Radar detection and parameter estimation of high-speed targets based on RFRT-SoWVD

Abstract

We propose a moving target detection (MTD) and parameter estimation algorithm based on the range frequency reversing transform (RFRT) and second-order Wigner–Ville distribution (SoWVD) to solve the problem of range migration and Doppler migration of air-moving targets during long-term coherent integration. The algorithm first performs the RFRT before multiplying it with the original data to remove range migration. Next, the fast Fourier transform is applied to realize the SoWVD algorithm to quickly estimate the target’s acceleration parameters.
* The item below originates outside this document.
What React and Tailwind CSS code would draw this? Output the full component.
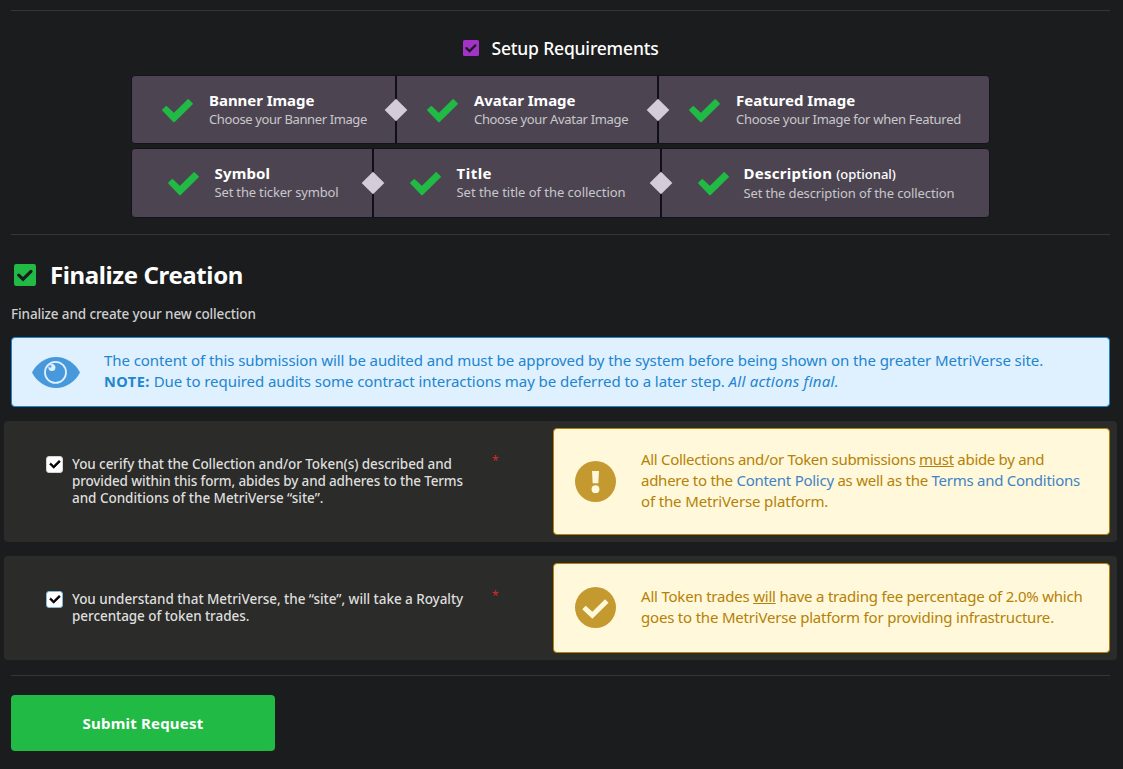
import React from "react";

const bannerSteps = [
  { title: "Banner Image", text: "Choose your Banner Image", spacing: "tracking-[-0.39px]", titleSpacing: "tracking-[-0.04px]" },
  { title: "Avatar Image", text: "Choose your Avatar Image", spacing: "tracking-[-0.34px]", titleSpacing: "tracking-[-0.04px]" },
  { title: "Featured Image", text: "Choose your Image for when Featured", spacing: "tracking-[-0.3px]", titleSpacing: "tracking-[0.02px]" },
];

const detailSteps = [
  { title: "Symbol", text: "Set the ticker symbol", spacing: "tracking-[-0.17px]", titleSpacing: "tracking-[0.15px]", offset: "mb-[2px]" },
  { title: "Title", text: "Set the title of the collection", spacing: "tracking-[-0.04px]", titleSpacing: "tracking-[0.5px]", offset: "mb-[2px]" },
  { title: "Description", optional: true, text: "Set the description of the collection", spacing: "tracking-[-0.12px]", titleSpacing: "tracking-[0.25px]", offset: "-ml-px" },
];

function Check({ className }) {
  return (
    <svg viewBox="0 0 31 24" className={`shrink-0 ${className}`}>
      <path
        d="M1.2 11 4.2 8.1 11.9 15.3 26.2 1.1 29.8 4.7 12 22.2z"
        fill="currentColor"
        stroke="currentColor"
        strokeWidth="2"
        strokeLinejoin="round"
      />
    </svg>
  );
}

function CheckSquare({ className }) {
  return (
    <svg viewBox="0 0 22 22" className={`shrink-0 ${className}`}>
      <rect width="22" height="22" rx="2.2" fill="currentColor" />
      <path d="M4.7 11.2 9 15.2 17 7.4" fill="none" stroke="#1b1c1d" strokeWidth="3.2" strokeLinecap="round" />
    </svg>
  );
}

function EyeIcon() {
  return (
    <svg viewBox="0 0 48 31" className="h-[31px] w-12 shrink-0">
      <path d="M0 15.5C5 6 14 0 24 0s19 6 24 15.5C43 25 34 31 24 31S5 25 0 15.5z" fill="#4799db" />
      <circle cx="23.5" cy="15.4" r="10.5" fill="none" stroke="#dff0ff" strokeWidth="1.8" />
      <circle cx="19.9" cy="10.6" r="3.5" fill="#dff0ff" />
      <circle cx="18.2" cy="9.4" r="1.2" fill="#4799db" />
    </svg>
  );
}

function ExclamationCircle() {
  return (
    <svg viewBox="0 0 41 41" className="size-[41px] shrink-0">
      <circle cx="20.5" cy="20.5" r="20.5" fill="#c49a30" />
      <path d="M17 10h7l-.7 12.3h-5.6z" fill="#fff8db" />
      <circle cx="20.5" cy="28.2" r="3.9" fill="#fff8db" />
    </svg>
  );
}

function CheckCircle() {
  return (
    <svg viewBox="0 0 41 41" className="size-[41px] shrink-0">
      <circle cx="20.5" cy="20.5" r="20.5" fill="#c49a30" />
      <path d="M9 20.5 17.3 28.2 31.8 14" fill="none" stroke="#fff8db" strokeWidth="5" />
    </svg>
  );
}

function Steps({ steps, className }) {
  return (
    <div className={`grid w-[859px] rounded-[4px] border border-[#14131c] bg-[#4c4551] ${className}`}>
      {steps.map((step, i) => (
        <div
          key={step.title}
          className={`relative flex items-center whitespace-nowrap ${i < 2 ? "border-r-2 border-[#100e18]" : ""}`}
        >
          <Check className="mt-[2px] mr-4 h-6 w-[31px] text-[#21ba45]" />
          <div className={step.offset}>
            <div className="text-[15px] leading-[19px] font-bold text-white">
              <span className={step.titleSpacing}>{step.title}</span>
              {step.optional && <span className="ml-1 text-[13px] font-medium">(optional)</span>}
            </div>
            <div className={`text-[13px] leading-[18px] text-[#c9c7cb] ${step.spacing}`}>{step.text}</div>
          </div>
          {i < 2 && (
            <span className="absolute top-1/2 -right-[9px] z-10 size-4 -translate-y-1/2 rotate-45 bg-[#d4cdd9]" />
          )}
        </div>
      ))}
    </div>
  );
}

function Checkbox({ focused }) {
  return (
    <span
      className={`flex size-[17px] shrink-0 items-center justify-center rounded-[3px] border bg-white ${focused ? "border-[#85b7d9]" : "border-[#d4d4d5]"}`}
    >
      <Check className="-mt-px h-[9px] w-3 text-black" />
    </span>
  );
}

function Agreement({ lines, focused, className, children }) {
  return (
    <section className={`-mx-[7px] flex rounded-[4px] bg-[#2b2b29] p-[7px] ${className}`}>
      <div className="flex w-[542px] items-start pt-[28px] pl-[35px]">
        <Checkbox focused={focused} />
        <div className="ml-[9px] w-[420px] text-[13.5px] leading-[17px] font-medium whitespace-nowrap text-[#dededd]">
          {lines.map(([text, spacing]) => (
            <div key={text} className={spacing}>{text}</div>
          ))}
        </div>
        <span className="-mt-[2px] text-[12px] leading-[14px] text-[#db2828]">*</span>
      </div>
      <div className="flex flex-1 items-center rounded-[4px] border border-[#b58105] bg-[#fff8db] pb-px pl-[21px] text-[15px] leading-[21px] whitespace-nowrap text-[#b58105]">
        {children}
      </div>
    </section>
  );
}

export default function App() {
  return (
    <main className="h-[769px] overflow-hidden bg-[#1b1c1d] pt-[10px] pr-[13px] pl-[11px] font-['Noto_Sans',sans-serif]">
      <hr className="border-[#353637]" />
      <section className="flex flex-col items-center">
        <h3 className="mt-[25px] mb-[14px] flex h-[25px] items-center pl-px text-[17.5px] font-medium text-white">
          <CheckSquare className="mr-[12px] mb-px size-4 text-[#a333c8]" />
          <span className="tracking-[-0.18px]">Setup Requirements</span>
        </h3>
        <Steps steps={bannerSteps} className="h-[69px] grid-cols-[265px_262px_1fr] *:pl-[30px]" />
        <Steps steps={detailSteps} className="mt-1 h-[70px] grid-cols-[242px_288px_1fr] *:pl-[35.5px]" />
      </section>
      <hr className="mt-[16px] border-[#353637]" />
      <h2 className="mt-[22px] flex h-[36px] items-center text-[24px] font-bold text-white">
        <CheckSquare className="mr-[14px] ml-[3px] size-[22px] text-[#21ba45]" />
        <span className="tracking-[-0.39px]">Finalize Creation</span>
      </h2>
      <p className="mt-[11px] text-[13.5px] leading-[20px] font-medium tracking-[-0.12px] text-[#cfcfcf]">
        Finalize and create your new collection
      </p>
      <section className="mt-[13px] flex h-[70px] items-center rounded-[4px] border border-[#2185d0] bg-[#dff0ff] pl-5 text-[15px] leading-[21px] whitespace-nowrap text-[#2185d0]">
        <EyeIcon />
        <div className="mb-[3px] ml-[24px]">
          <div className="tracking-[-0.08px]">
            The content of this submission will be audited and must be approved by the system before being shown on the greater MetriVerse site.
          </div>
          <div className="tracking-[-0.06px]">
            <b className="text-[14.5px] tracking-[0.5px]">NOTE:</b> Due to required audits some contract interactions may be deferred to a later step.{" "}
            <i className="tracking-[0.27px]">All actions final.</i>
          </div>
        </div>
      </section>
      <Agreement
        className="mt-[14px] h-[121px]"
        lines={[
          ["You cerify that the Collection and/or Token(s) described and", "tracking-[-0.08px]"],
          ["provided within this form, abides by and adheres to the Terms", "tracking-[-0.15px]"],
          ["and Conditions of the MetriVerse “site”.", "tracking-[-0.04px]"],
        ]}
      >
        <ExclamationCircle />
        <div className="mb-px ml-[25px]">
          <div className="tracking-[-0.31px]">
            All Collections and/or Token submissions <u>must</u> abide by and
          </div>
          <div className="tracking-[-0.26px]">
            adhere to the <a className="text-[#4183c4]">Content Policy</a> as well as the{" "}
            <a className="text-[#4183c4]">Terms and Conditions</a>
          </div>
          <div className="tracking-[-0.14px]">of the MetriVerse platform.</div>
        </div>
      </Agreement>
      <Agreement
        focused
        className="mt-[14px] h-[104px]"
        lines={[
          ["You understand that MetriVerse, the “site”, will take a Royalty", "tracking-[-0.05px]"],
          ["percentage of token trades.", "tracking-[-0.06px]"],
        ]}
      >
        <CheckCircle />
        <div className="mb-[2px] ml-[25px]">
          <div className="tracking-[-0.21px]">
            All Token trades <u>will</u> have a trading fee percentage of 2.0% which
          </div>
          <div className="tracking-[-0.2px]">goes to the MetriVerse platform for providing infrastructure.</div>
        </div>
      </Agreement>
      <hr className="mt-[15px] border-[#353637]" />
      <button className="mt-[19px] h-[56px] w-[264px] rounded-[4px] bg-[#21ba45] text-[15px] font-bold tracking-[0.2px] text-white">
        Submit Request
      </button>
    </main>
  );
}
Finally, after compensating for the acceleration parameters, the scaled inverse Fourier transform (SCIFT) is employed with the target’s initial range and velocity. In the simulation experiment, compared with five representative algorithms—MTD, SCIFT, adjacent cross-correlation function and Lv’s distribution, three-dimensional scaled transform, and Radon–Fourier transform and keystone transform—the RFRT-SoWVD algorithm achieves a good balance between computational cost and detection probability. Moreover, we utilize real measured radar data of an unmanned aerial vehicle target to verify the RFRT-SoWVD algorithm. The results show that the proposed algorithm can achieve excellent detection and parameter estimation performance.